What the exercise asks = Go through the listing below and list every line with "full".
★ ★ ★ ★
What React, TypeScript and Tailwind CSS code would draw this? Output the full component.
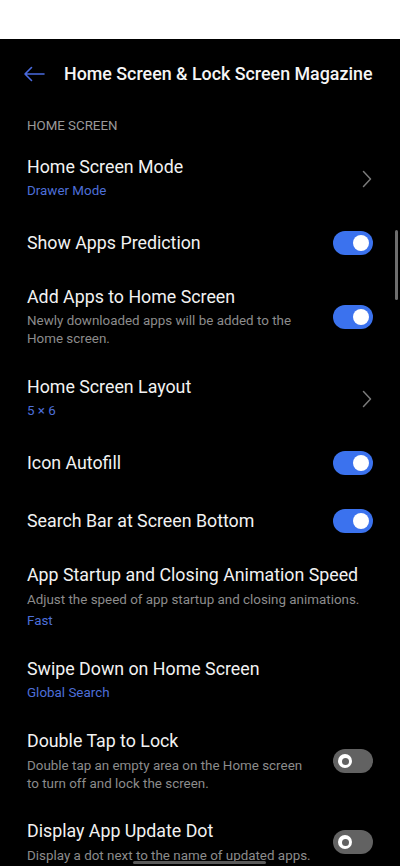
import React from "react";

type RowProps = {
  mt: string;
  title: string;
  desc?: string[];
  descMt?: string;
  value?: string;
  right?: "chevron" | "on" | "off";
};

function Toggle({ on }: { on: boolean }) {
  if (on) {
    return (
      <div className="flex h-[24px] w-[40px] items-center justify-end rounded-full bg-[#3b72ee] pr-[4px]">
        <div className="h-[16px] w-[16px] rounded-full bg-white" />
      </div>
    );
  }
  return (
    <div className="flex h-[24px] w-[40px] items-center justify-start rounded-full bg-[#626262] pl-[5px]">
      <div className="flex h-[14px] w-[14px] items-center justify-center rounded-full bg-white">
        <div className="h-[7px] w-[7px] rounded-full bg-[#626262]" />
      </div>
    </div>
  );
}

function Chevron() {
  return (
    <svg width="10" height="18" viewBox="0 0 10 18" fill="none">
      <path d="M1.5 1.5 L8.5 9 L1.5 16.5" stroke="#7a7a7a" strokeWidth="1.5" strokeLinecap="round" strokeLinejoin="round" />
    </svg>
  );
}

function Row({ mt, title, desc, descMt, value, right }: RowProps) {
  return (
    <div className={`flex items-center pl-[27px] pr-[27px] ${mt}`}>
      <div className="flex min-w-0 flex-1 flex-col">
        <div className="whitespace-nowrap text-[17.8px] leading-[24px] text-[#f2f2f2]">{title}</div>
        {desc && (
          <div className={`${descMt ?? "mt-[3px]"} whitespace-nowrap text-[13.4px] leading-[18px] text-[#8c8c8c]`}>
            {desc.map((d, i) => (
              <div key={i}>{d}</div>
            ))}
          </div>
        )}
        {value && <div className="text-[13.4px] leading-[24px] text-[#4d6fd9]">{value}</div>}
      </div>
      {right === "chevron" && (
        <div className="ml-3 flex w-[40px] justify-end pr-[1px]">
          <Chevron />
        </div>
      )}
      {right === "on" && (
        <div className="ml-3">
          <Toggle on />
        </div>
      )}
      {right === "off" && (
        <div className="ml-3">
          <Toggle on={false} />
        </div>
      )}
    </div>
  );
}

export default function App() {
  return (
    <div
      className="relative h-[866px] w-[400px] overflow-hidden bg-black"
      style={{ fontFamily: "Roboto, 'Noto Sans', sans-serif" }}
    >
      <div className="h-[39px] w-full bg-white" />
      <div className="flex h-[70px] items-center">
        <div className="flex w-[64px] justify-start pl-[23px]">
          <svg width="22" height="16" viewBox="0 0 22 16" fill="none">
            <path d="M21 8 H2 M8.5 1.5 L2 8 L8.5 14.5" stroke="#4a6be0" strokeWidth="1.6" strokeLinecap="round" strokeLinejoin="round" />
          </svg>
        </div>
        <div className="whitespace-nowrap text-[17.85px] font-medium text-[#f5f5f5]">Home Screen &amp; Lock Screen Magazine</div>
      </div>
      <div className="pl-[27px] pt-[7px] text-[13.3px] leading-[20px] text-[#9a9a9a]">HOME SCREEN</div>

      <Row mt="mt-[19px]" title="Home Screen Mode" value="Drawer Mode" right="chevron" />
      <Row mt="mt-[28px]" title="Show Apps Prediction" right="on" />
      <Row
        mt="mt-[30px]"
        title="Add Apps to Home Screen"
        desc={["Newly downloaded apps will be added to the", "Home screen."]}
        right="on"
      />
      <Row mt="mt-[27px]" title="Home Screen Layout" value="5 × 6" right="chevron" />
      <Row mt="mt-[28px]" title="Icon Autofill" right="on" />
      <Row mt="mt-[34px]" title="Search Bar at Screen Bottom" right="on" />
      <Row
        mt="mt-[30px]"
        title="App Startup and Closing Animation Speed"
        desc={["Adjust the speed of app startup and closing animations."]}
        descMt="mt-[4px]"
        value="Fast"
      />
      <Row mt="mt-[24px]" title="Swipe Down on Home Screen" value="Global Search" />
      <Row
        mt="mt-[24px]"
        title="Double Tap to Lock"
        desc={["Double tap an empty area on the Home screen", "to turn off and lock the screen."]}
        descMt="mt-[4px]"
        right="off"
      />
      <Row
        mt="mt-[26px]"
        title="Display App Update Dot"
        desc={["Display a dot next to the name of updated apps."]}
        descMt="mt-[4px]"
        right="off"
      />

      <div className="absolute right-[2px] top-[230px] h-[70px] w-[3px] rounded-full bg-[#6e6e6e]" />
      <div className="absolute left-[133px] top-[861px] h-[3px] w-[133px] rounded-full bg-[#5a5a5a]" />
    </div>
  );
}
★ ★ ★ ★
Correct result =
What React, TypeScript and Tailwind CSS code would draw this? Output the full component.
      <div className="flex h-[24px] w-[40px] items-center justify-end rounded-full bg-[#3b72ee] pr-[4px]">
        <div className="h-[16px] w-[16px] rounded-full bg-white" />
    <div className="flex h-[24px] w-[40px] items-center justify-start rounded-full bg-[#626262] pl-[5px]">
      <div className="flex h-[14px] w-[14px] items-center justify-center rounded-full bg-white">
        <div className="h-[7px] w-[7px] rounded-full bg-[#626262]" />
      <div className="h-[39px] w-full bg-white" />
      <div className="absolute right-[2px] top-[230px] h-[70px] w-[3px] rounded-full bg-[#6e6e6e]" />
      <div className="absolute left-[133px] top-[861px] h-[3px] w-[133px] rounded-full bg-[#5a5a5a]" />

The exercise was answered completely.